Le deuxième problème est celui du financement. Aujourd'hui, on n'arrive pas à faire sortir les Cherpines de terre parce qu'on n'a pas assez pensé le financement. Une des erreurs majeures qui a été commise est d'avoir sous-densifié ce quartier. On ne peut pas à la fois vouloir de très beaux équipements, de très beaux écoquartiers avec tout ce qu'il faut - crèche, place publique, école, terrain de sport, etc. - et, en même temps, prétendre les financer avec une densité aussi basse. Mesdames et Messieurs, nous ne pouvons pas gaspiller notre territoire, nous devons aller vers des densités plus généreuses si on veut avoir des équipements plus généreux.

Enfin, ces nouveaux quartiers ne peuvent pas être seulement portés par les communes qui les accueillent. Elles sont courageuses. Pour la plupart d'entre elles - pas toutes - ces communes font ces nouveaux quartiers de bonne foi, les construisent avec l'Etat. Mais peut-être que les communes qui n'ont pas été désignées par le plan directeur cantonal comme devant muter, comme devant construire des logements, pourraient un peu participer financièrement à la construction de ces nouveaux quartiers chez leurs voisines ou les autres communes soeurs.

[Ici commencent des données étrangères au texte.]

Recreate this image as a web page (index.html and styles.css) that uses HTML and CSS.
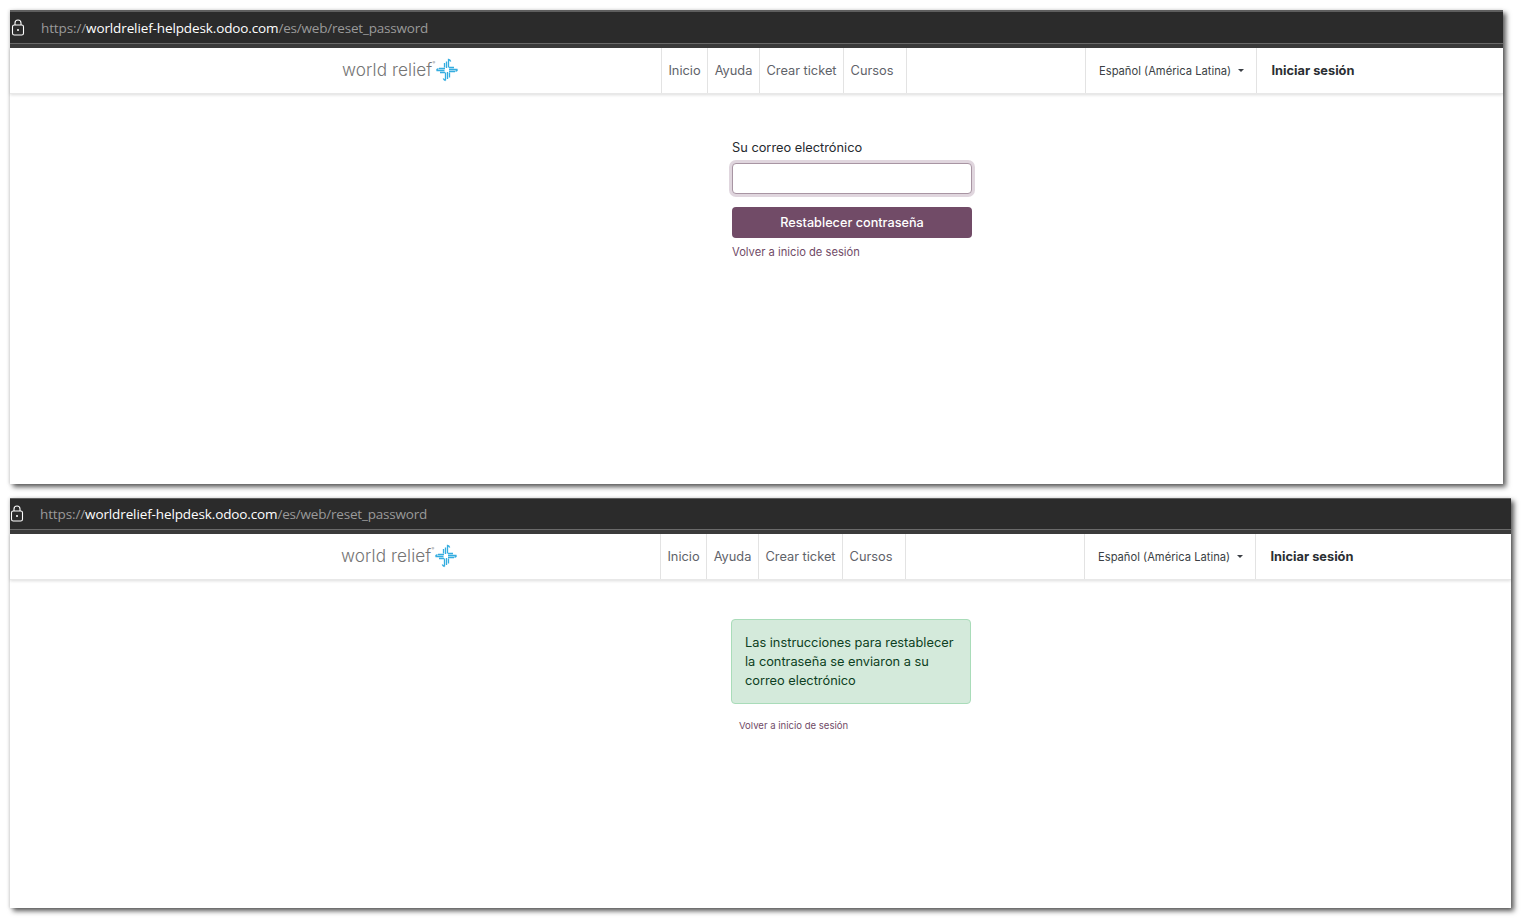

Voilà les vrais chantiers qui nous attendent pour pouvoir faire sortir les Cherpines de terre. En l'état, le Conseil d'Etat ne voit pas l'utilité de travailler plus avant sur cette motion. Je vous remercie.

Le président. Merci, Monsieur le conseiller d'Etat. J'ouvre maintenant le scrutin.

Mise aux voix, la proposition de motion 2031 est rejetée par 58 non contre 29 oui.